-- BEGIN --
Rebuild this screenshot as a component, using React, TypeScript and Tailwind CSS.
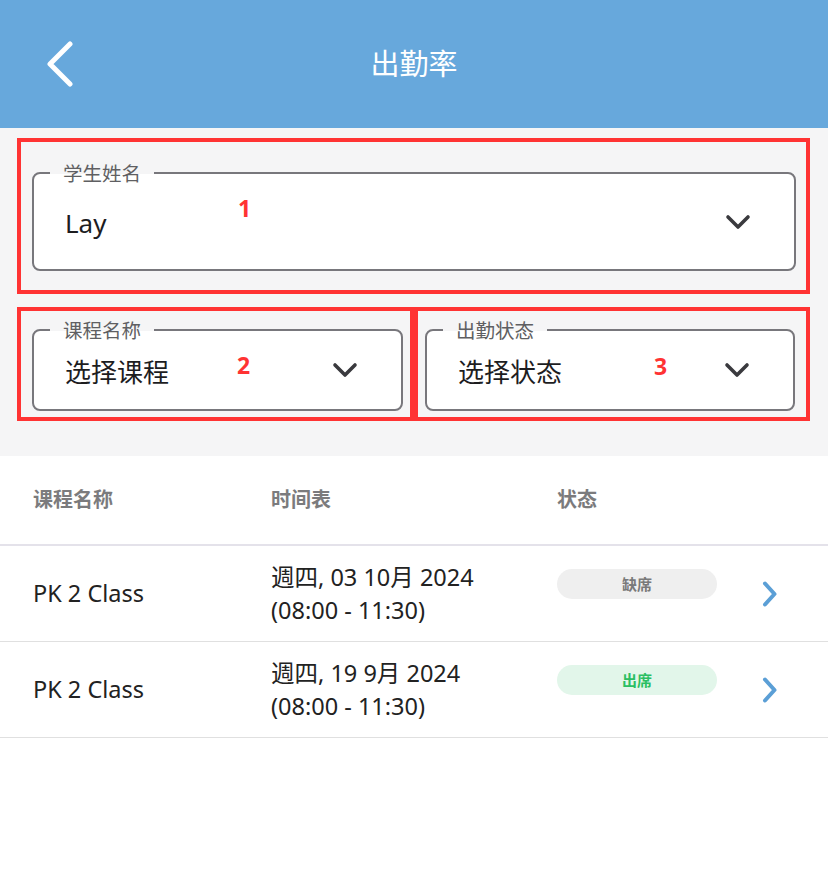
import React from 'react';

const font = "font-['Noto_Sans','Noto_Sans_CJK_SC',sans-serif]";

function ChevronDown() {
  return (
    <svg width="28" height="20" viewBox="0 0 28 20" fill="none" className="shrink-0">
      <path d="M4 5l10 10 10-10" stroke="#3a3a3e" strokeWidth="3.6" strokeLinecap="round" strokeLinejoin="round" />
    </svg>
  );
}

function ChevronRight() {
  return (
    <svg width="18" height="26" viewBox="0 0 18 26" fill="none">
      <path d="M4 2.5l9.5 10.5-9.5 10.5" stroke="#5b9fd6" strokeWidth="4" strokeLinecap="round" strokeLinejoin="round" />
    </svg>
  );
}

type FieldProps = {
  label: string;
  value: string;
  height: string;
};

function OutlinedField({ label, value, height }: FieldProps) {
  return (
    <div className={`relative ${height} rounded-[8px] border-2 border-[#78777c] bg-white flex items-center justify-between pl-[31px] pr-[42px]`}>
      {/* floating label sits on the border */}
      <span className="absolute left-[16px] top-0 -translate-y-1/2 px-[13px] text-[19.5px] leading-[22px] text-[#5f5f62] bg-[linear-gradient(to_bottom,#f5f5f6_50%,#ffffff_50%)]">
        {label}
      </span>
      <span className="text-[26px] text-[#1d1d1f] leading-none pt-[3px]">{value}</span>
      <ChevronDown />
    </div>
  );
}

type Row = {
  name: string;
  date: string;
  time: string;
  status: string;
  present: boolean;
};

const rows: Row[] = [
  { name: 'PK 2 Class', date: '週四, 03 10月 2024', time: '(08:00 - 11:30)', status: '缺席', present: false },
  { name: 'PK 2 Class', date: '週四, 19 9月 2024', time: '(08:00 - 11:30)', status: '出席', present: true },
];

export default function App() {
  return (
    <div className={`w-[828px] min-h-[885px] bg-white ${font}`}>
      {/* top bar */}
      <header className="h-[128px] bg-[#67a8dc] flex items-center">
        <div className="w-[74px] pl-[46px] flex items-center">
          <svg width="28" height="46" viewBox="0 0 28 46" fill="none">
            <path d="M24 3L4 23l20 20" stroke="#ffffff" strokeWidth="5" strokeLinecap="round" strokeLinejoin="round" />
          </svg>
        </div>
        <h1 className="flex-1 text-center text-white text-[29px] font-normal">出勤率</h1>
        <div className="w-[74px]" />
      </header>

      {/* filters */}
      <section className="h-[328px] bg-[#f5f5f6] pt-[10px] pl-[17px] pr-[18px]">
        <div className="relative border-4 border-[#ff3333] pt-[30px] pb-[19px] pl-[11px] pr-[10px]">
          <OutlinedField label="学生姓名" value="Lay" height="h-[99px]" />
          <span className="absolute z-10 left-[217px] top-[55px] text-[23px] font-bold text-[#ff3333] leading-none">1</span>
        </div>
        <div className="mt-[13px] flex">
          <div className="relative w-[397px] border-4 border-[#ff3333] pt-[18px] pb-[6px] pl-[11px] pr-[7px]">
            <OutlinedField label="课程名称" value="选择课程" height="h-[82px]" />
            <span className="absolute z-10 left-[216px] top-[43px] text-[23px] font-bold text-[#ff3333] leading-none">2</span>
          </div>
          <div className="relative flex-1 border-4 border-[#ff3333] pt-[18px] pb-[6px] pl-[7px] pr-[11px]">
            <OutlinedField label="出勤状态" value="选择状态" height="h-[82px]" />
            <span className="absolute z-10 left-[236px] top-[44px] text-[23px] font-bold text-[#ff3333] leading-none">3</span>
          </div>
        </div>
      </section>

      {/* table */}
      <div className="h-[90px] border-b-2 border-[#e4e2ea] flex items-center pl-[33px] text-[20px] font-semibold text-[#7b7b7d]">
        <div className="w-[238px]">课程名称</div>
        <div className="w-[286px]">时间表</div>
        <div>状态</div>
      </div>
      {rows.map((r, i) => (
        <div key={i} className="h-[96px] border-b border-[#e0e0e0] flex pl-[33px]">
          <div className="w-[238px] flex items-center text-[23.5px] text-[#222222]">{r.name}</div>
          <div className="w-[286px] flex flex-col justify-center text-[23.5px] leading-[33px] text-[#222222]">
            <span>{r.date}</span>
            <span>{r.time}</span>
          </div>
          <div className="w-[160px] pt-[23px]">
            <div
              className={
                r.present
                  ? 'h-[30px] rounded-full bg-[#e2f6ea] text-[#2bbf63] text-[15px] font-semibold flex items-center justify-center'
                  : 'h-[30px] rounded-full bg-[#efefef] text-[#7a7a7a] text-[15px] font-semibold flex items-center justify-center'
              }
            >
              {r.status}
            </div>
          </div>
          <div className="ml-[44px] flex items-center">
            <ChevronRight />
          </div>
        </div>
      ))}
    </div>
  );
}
-- END --
◆ **SET EXERCISE**
Make an exact copy of the listing above. Do not include the pictures.

◆ **ANSWER FOR THE TASK**
Rebuild this screenshot as a component, using React, TypeScript and Tailwind CSS.
import React from 'react';

const font = "font-['Noto_Sans','Noto_Sans_CJK_SC',sans-serif]";

function ChevronDown() {
  return (
    <svg width="28" height="20" viewBox="0 0 28 20" fill="none" className="shrink-0">
      <path d="M4 5l10 10 10-10" stroke="#3a3a3e" strokeWidth="3.6" strokeLinecap="round" strokeLinejoin="round" />
    </svg>
  );
}

function ChevronRight() {
  return (
    <svg width="18" height="26" viewBox="0 0 18 26" fill="none">
      <path d="M4 2.5l9.5 10.5-9.5 10.5" stroke="#5b9fd6" strokeWidth="4" strokeLinecap="round" strokeLinejoin="round" />
    </svg>
  );
}

type FieldProps = {
  label: string;
  value: string;
  height: string;
};

function OutlinedField({ label, value, height }: FieldProps) {
  return (
    <div className={`relative ${height} rounded-[8px] border-2 border-[#78777c] bg-white flex items-center justify-between pl-[31px] pr-[42px]`}>
      {/* floating label sits on the border */}
      <span className="absolute left-[16px] top-0 -translate-y-1/2 px-[13px] text-[19.5px] leading-[22px] text-[#5f5f62] bg-[linear-gradient(to_bottom,#f5f5f6_50%,#ffffff_50%)]">
        {label}
      </span>
      <span className="text-[26px] text-[#1d1d1f] leading-none pt-[3px]">{value}</span>
      <ChevronDown />
    </div>
  );
}

type Row = {
  name: string;
  date: string;
  time: string;
  status: string;
  present: boolean;
};

const rows: Row[] = [
  { name: 'PK 2 Class', date: '週四, 03 10月 2024', time: '(08:00 - 11:30)', status: '缺席', present: false },
  { name: 'PK 2 Class', date: '週四, 19 9月 2024', time: '(08:00 - 11:30)', status: '出席', present: true },
];

export default function App() {
  return (
    <div className={`w-[828px] min-h-[885px] bg-white ${font}`}>
      {/* top bar */}
      <header className="h-[128px] bg-[#67a8dc] flex items-center">
        <div className="w-[74px] pl-[46px] flex items-center">
          <svg width="28" height="46" viewBox="0 0 28 46" fill="none">
            <path d="M24 3L4 23l20 20" stroke="#ffffff" strokeWidth="5" strokeLinecap="round" strokeLinejoin="round" />
          </svg>
        </div>
        <h1 className="flex-1 text-center text-white text-[29px] font-normal">出勤率</h1>
        <div className="w-[74px]" />
      </header>

      {/* filters */}
      <section className="h-[328px] bg-[#f5f5f6] pt-[10px] pl-[17px] pr-[18px]">
        <div className="relative border-4 border-[#ff3333] pt-[30px] pb-[19px] pl-[11px] pr-[10px]">
          <OutlinedField label="学生姓名" value="Lay" height="h-[99px]" />
          <span className="absolute z-10 left-[217px] top-[55px] text-[23px] font-bold text-[#ff3333] leading-none">1</span>
        </div>
        <div className="mt-[13px] flex">
          <div className="relative w-[397px] border-4 border-[#ff3333] pt-[18px] pb-[6px] pl-[11px] pr-[7px]">
            <OutlinedField label="课程名称" value="选择课程" height="h-[82px]" />
            <span className="absolute z-10 left-[216px] top-[43px] text-[23px] font-bold text-[#ff3333] leading-none">2</span>
          </div>
          <div className="relative flex-1 border-4 border-[#ff3333] pt-[18px] pb-[6px] pl-[7px] pr-[11px]">
            <OutlinedField label="出勤状态" value="选择状态" height="h-[82px]" />
            <span className="absolute z-10 left-[236px] top-[44px] text-[23px] font-bold text-[#ff3333] leading-none">3</span>
          </div>
        </div>
      </section>

      {/* table */}
      <div className="h-[90px] border-b-2 border-[#e4e2ea] flex items-center pl-[33px] text-[20px] font-semibold text-[#7b7b7d]">
        <div className="w-[238px]">课程名称</div>
        <div className="w-[286px]">时间表</div>
        <div>状态</div>
      </div>
      {rows.map((r, i) => (
        <div key={i} className="h-[96px] border-b border-[#e0e0e0] flex pl-[33px]">
          <div className="w-[238px] flex items-center text-[23.5px] text-[#222222]">{r.name}</div>
          <div className="w-[286px] flex flex-col justify-center text-[23.5px] leading-[33px] text-[#222222]">
            <span>{r.date}</span>
            <span>{r.time}</span>
          </div>
          <div className="w-[160px] pt-[23px]">
            <div
              className={
                r.present
                  ? 'h-[30px] rounded-full bg-[#e2f6ea] text-[#2bbf63] text-[15px] font-semibold flex items-center justify-center'
                  : 'h-[30px] rounded-full bg-[#efefef] text-[#7a7a7a] text-[15px] font-semibold flex items-center justify-center'
              }
            >
              {r.status}
            </div>
          </div>
          <div className="ml-[44px] flex items-center">
            <ChevronRight />
          </div>
        </div>
      ))}
    </div>
  );
}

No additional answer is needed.